Bogor, KPonline – Ach, lagi-lagi harus ikut upacara Peringatan Kemerdekaan Bangsa Indonesia. Bukannya malas atau enggan harus bangun pagi seperti biasanya. Kegiatan tahunan ini sepertinya hanya ajang “menggugurkan kewajiban sebagai warga negara yang baik.”
Lebih enak mengisi tanggal merah 17 Agustus dengan piknik dan tamasya bersama keluarga. Bukankah sebagai buruh kita memiliki hak untuk beristirahat? Ya, nikmat mana lagi yang bisa buruh rasakan selain tanggal merah? Setelah lelah memeras keringat, berjibaku dengan deru mesin, dicaci-maki atasan, dan yang terburuk adalah disingkirkan.
Miris bukan??
Ach, lagi-lagi harus berpanas-panasan di lapangan pabrik. Sebenarnya malas melakukan ini semua. Tetapi mau tidak mau, tetap berangkat juga. Upacara bendera, selesai, lalu pulang. Dan begitu terus secara berulang setiap tahunnya.
Di Trotoar Jalanan Ibukota
Seorang anak kecil, kira-kira berusia 10 tahunan dengan riang gembira dan bernyanyi-nyanyi seraya bergumam, memunguti botol plastik air minum dalam kemasan bekas dari tong sampah. Pakaiannya lusuh, kusam dan kumal.Tak terlihat bermuram durja atau terbersit gundah gulana dalam pancaran wajahnya.
Anak kecil. Usia 10 tahunan. Pakaiannya lusuh, kusam dan kumal. Ceria dan bahagia. Tak ada orang tua dan sanak saudara yang akan membantu dirinya.
Inikah makna Merdeka bagi dirinya?
Di Pelosok Kampung
Memanggul cangkul bersimbah peluh dan keringat, Abah Kosim dengan langkah tertatih menyusuri pematang sawah. Kulitnya yang mengeriput dan sudah mulai terlihat tulang hasta dari lengannya, tak menyurutkan jejak langkahnya untuk terus bertani.
Hidup sebatang kara di pelosok kampung yang sangat jauh dari hingar bingar bising knalpot kendaraan. Terus bekerja dan tak pernah menadahkan tangan mengharapkan uluran tangan Pemerintah.
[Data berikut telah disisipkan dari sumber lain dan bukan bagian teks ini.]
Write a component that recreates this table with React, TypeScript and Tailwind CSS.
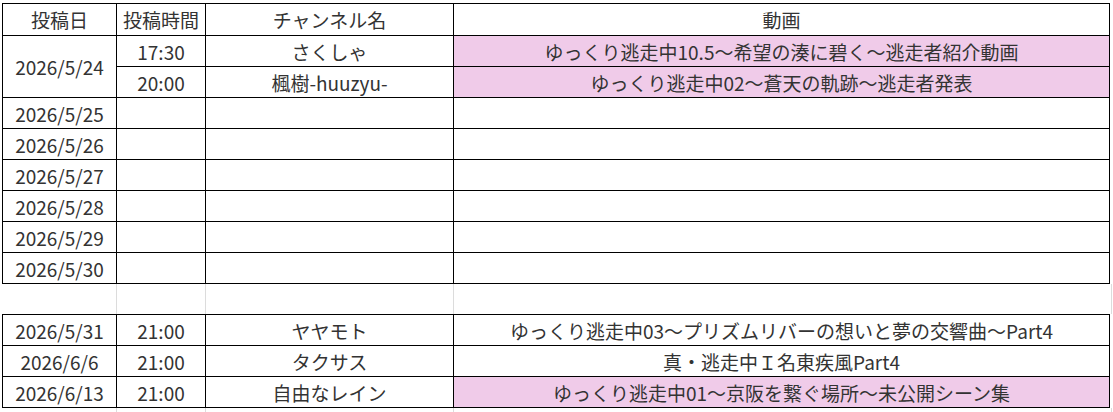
import React from "react";

type Row = {
  date?: string;
  time: string;
  channel: string;
  video: string;
  pink?: boolean;
};

const cell =
  "flex items-center justify-center border-r border-b border-black whitespace-nowrap overflow-hidden";

const upcoming: Row[] = [
  { date: "2026/5/25", time: "", channel: "", video: "" },
  { date: "2026/5/26", time: "", channel: "", video: "" },
  { date: "2026/5/27", time: "", channel: "", video: "" },
  { date: "2026/5/28", time: "", channel: "", video: "" },
  { date: "2026/5/29", time: "", channel: "", video: "" },
  { date: "2026/5/30", time: "", channel: "", video: "" },
];

const later: Row[] = [
  {
    date: "2026/5/31",
    time: "21:00",
    channel: "ヤヤモト",
    video: "ゆっくり逃走中03～プリズムリバーの想いと夢の交響曲～Part4",
  },
  { date: "2026/6/6", time: "21:00", channel: "タクサス", video: "真・逃走中Ｉ名東疾風Part4" },
  {
    date: "2026/6/13",
    time: "21:00",
    channel: "自由なレイン",
    video: "ゆっくり逃走中01～京阪を繋ぐ場所～未公開シーン集",
    pink: true,
  },
];

function RowCells({ row }: { row: Row }) {
  return (
    <>
      <div className={cell}>{row.date}</div>
      <div className={cell}>{row.time}</div>
      <div className={cell}>{row.channel}</div>
      <div className={`${cell} ${row.pink ? "bg-[#f0cbe9]" : ""}`}>{row.video}</div>
    </>
  );
}

// faint spreadsheet gridlines between the two bordered blocks
function GapRow({ h }: { h: string }) {
  return (
    <div className={`grid ${h} grid-cols-[1px_114px_89px_248px_656px_2px]`}>
      <div />
      <div className="border-r border-[#dcdcdc]" />
      <div className="border-r border-[#dcdcdc]" />
      <div className="border-r border-[#dcdcdc]" />
      <div />
      <div className="border-r border-[#dcdcdc]" />
    </div>
  );
}

export default function App() {
  return (
    <div
      className="h-[412px] w-[1113px] bg-white text-[19px] leading-none text-[#333333]"
      style={{ fontFamily: '"Noto Sans CJK JP", "Noto Sans", sans-serif' }}
    >
      <div className="ml-[2px] pt-[3px] w-[1108px]">
        <div className="grid grid-cols-[114px_89px_248px_656px] grid-rows-[32px_repeat(8,31px)] border-l border-t border-black">
          <div className={cell}>投稿日</div>
          <div className={cell}>投稿時間</div>
          <div className={cell}>チャンネル名</div>
          <div className={cell}>動画</div>

          <div className={`${cell} row-span-2`}>2026/5/24</div>
          <div className={cell}>17:30</div>
          <div className={cell}>さくしゃ</div>
          <div className={`${cell} bg-[#f0cbe9]`}>ゆっくり逃走中10.5～希望の湊に碧く～逃走者紹介動画</div>
          <div className={cell}>20:00</div>
          <div className={cell}>楓樹-huuzyu-</div>
          <div className={`${cell} bg-[#f0cbe9]`}>ゆっくり逃走中02～蒼天の軌跡～逃走者発表</div>

          {upcoming.map((r) => (
            <RowCells key={r.date} row={r} />
          ))}
        </div>

        <GapRow h="h-[30px]" />

        <div className="grid grid-cols-[114px_89px_248px_656px] auto-rows-[31px] border-l border-t border-black">
          {later.map((r) => (
            <RowCells key={r.date} row={r} />
          ))}
        </div>

        <GapRow h="h-[5px]" />
      </div>
    </div>
  );
}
Jiwa patriotisme selalu menggelora dalam dadanya. Dia adalah satu dari sekian banyak Tentara Divisi Siliwangi yang saat ini “menepi” dari zaman yang terus bergulir.
Inikah makna merdeka bagi dirinya?
Buruh yang masih terus akan ditindas oleh sistem Kapitalistik. Anak terlantar yang (ternyata tidak) dipelihara oleh Negara. Ironis, melihat mantan pejuang kemerdekaan yang terlupakan oleh zaman?
Kita belum merdeka, kawan. Setidaknya, kita belum merdeka dalam arti yang sebenar-benarnya merdeka.